VH Global Sustainable Energy Opportunities (GSEO ) is a few months older than ROOF, having launched in February 2021. It yields 7% and trades on a near 28% discount. GSEO was much quicker off the mark to get its IPO proceeds invested with 92% deployed or committed by September 2021. By the end of June 2022, GSEO’s dividends were covered by cash flow and, at the beginning of this year its board felt able to hike the dividend by 10%.

Early in August 2023, GSEO said that its dividend was 1.3 times covered and that it expected that to strengthen as more of its portfolio became operational. This is all encouraging stuff, but investors were unnerved by the early departure of the lead manager Anthony Catachanas in July. This might impact on the fund’s ability to close its discount, but it does not explain why it should be wider than ROOF’s, given the progress it has made. Witan (WTAN ) disclosed a stake last month.

BSIF’s good record

The contrast with the next-higher yielding fund, Bluefield Solar Income (BSIF ) could not be greater. BSIF has a 10-year track record of producing an average underlying total return from net assets of more than 10%, the second highest in the sector after Greencoat UK Wind (UKW ).

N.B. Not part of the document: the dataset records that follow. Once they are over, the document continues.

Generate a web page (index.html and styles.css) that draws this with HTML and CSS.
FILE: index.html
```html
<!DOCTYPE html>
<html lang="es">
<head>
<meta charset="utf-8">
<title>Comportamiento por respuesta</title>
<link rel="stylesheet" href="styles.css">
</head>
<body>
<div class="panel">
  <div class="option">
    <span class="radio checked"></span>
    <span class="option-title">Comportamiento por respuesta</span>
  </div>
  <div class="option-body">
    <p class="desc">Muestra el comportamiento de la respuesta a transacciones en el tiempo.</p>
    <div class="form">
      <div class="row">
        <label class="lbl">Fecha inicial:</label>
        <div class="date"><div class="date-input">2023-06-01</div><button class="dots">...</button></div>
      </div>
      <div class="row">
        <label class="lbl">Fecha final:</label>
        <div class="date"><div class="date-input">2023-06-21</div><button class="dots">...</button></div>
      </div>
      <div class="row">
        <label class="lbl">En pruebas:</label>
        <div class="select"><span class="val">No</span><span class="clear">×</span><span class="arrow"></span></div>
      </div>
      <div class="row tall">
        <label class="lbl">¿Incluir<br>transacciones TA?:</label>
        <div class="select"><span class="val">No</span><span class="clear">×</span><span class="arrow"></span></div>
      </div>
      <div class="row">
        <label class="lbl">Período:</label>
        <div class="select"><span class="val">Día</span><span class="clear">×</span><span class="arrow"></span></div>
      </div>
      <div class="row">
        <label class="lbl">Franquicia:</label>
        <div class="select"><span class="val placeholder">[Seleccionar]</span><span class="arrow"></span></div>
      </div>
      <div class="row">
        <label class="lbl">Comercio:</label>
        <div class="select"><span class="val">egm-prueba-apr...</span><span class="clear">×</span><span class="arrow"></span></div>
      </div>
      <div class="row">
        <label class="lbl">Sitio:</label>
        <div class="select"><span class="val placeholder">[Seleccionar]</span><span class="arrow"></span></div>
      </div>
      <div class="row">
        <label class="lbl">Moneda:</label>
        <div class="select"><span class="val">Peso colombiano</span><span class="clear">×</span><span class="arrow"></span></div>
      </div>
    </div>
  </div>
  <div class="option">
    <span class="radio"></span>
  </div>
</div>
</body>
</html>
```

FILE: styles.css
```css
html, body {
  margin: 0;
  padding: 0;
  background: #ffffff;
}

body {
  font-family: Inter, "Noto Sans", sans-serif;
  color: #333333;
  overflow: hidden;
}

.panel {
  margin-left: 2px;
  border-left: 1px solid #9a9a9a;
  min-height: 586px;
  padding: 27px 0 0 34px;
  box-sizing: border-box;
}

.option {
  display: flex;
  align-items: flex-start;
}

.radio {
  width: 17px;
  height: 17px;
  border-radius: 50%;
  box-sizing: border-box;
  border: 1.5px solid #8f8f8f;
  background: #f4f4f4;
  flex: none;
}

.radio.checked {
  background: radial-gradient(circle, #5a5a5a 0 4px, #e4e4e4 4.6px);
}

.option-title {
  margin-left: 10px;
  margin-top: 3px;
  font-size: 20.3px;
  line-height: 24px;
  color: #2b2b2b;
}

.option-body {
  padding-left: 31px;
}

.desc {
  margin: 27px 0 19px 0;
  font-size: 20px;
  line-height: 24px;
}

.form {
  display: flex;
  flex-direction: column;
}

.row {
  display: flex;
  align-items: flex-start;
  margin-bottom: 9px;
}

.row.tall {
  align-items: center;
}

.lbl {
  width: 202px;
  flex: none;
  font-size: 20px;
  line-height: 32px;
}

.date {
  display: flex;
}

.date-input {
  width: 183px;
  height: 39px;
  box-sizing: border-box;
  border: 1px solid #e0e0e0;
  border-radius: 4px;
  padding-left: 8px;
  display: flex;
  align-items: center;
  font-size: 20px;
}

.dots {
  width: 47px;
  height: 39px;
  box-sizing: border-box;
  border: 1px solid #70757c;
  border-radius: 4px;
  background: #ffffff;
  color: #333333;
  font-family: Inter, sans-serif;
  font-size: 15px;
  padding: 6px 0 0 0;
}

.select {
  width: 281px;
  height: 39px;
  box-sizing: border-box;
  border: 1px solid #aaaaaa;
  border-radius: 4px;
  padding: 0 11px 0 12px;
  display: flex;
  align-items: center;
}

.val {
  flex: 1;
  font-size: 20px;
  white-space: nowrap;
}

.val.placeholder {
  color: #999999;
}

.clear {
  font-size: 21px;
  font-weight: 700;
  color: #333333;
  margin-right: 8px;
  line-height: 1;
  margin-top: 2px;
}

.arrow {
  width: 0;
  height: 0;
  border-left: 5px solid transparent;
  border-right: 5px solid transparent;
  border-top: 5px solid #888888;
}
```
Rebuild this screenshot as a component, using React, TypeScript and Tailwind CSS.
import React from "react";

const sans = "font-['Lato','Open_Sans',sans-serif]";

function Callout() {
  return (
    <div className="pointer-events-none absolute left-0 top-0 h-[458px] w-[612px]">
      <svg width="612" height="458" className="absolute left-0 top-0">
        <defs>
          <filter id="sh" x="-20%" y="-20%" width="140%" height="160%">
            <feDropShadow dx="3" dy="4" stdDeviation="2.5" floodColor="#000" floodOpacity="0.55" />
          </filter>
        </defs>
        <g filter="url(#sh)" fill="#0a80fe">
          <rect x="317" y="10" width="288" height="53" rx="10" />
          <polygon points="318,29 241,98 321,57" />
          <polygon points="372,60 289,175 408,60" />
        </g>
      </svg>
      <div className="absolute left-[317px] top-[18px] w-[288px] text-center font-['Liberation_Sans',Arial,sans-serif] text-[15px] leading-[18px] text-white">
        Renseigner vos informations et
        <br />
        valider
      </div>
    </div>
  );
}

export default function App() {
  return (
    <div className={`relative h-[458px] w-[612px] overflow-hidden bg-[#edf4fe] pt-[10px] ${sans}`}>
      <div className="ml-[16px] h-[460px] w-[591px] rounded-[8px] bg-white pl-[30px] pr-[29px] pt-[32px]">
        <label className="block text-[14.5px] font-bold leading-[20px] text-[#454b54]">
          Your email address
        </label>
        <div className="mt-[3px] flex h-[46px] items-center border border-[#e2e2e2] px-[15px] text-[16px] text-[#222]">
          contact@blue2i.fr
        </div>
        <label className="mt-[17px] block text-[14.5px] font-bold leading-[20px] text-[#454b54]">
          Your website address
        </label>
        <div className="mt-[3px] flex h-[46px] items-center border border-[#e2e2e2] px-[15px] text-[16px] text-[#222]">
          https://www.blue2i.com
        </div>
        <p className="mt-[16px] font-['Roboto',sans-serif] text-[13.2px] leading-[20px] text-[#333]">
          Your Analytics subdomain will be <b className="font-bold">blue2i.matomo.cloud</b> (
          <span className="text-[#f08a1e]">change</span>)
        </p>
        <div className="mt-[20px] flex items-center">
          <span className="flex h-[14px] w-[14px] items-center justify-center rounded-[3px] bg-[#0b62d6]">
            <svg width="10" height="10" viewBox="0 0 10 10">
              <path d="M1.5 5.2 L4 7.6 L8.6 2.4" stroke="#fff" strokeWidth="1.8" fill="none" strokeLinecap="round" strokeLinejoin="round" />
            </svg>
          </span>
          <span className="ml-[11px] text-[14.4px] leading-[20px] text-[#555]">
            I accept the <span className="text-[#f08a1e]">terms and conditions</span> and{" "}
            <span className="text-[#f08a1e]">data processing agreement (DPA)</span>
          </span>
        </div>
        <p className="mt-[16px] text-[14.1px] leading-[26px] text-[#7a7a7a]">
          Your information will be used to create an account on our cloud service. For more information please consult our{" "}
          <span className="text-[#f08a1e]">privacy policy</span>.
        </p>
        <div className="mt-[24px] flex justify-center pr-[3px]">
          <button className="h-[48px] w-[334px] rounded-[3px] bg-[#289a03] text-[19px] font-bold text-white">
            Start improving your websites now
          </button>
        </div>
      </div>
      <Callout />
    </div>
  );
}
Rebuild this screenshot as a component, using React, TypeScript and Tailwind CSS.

BSIF shares offer investors a prospective yield of 7.4% and discount of 17.6%. BSIF was also one of very few renewable energy funds to announce an uplift in its NAV at 30 June. That NAV uplift came despite a 0.75% increase in the discount rate used to work out the net present value of BSIF’s future cash flows. BSIF is now using a weighted average discount rate of 8%, which looks sensible to me relative to yields of about 4.6% on 30-year UK government bonds. 

For the financial year to 30 June, BSIF aimed to generate 8.4p in total dividends per share, and with three quarterly payouts declared it is a safe bet the target will be met. Moreover, the company expects the dividend will be covered twice by earnings after servicing its debt, with substantial earnings growth to follow over the next two years. This is not the sort of confident statement that companies make lightly.

When BSIF announces its results at the end of September, it may turn out that this dividend cover estimate will be conservative. BSIF has been able to achieve this by locking in some of the higher power prices that we saw earlier this year and last, which gives its board good visibility on BSIF’s future cash flows.

Higher-than-expected inflation is a net positive too, as this feeds through into the subsidy income BSIF earns. Another feather in BSIF’s cap was locking in low interest rates through an interest rate swap.

Apart from the actual level of dividend cover, one other key message in the results will be the board’s new dividend target for the current financial year. In recent years, BSIF has hiked its dividend by about 2.5% a year on average. The high level of dividend cover for the June 2023 financial year might encourage the board towards a bigger increase this time or it might choose to use the surplus cashflow to help fund the company’s sizeable investment pipeline.

At the end of March 2023, BSIF had about 390MW of solar and 125MW of energy storage in construction-ready projects. Building projects can enhance NAV as they are revalued upwards once they are completed and energised and therefore substantially de-risked. Beyond that, BSIF also had solar projects in planning and substantially more solar and energy storage projects in development.

If dividend yield is the main attraction of these three renewable energy funds, it clearly does not make sense that the one with the longest track record, highest dividend cover and good prospects is trading on the highest yield.

James Carthew is head of research at QuotedData.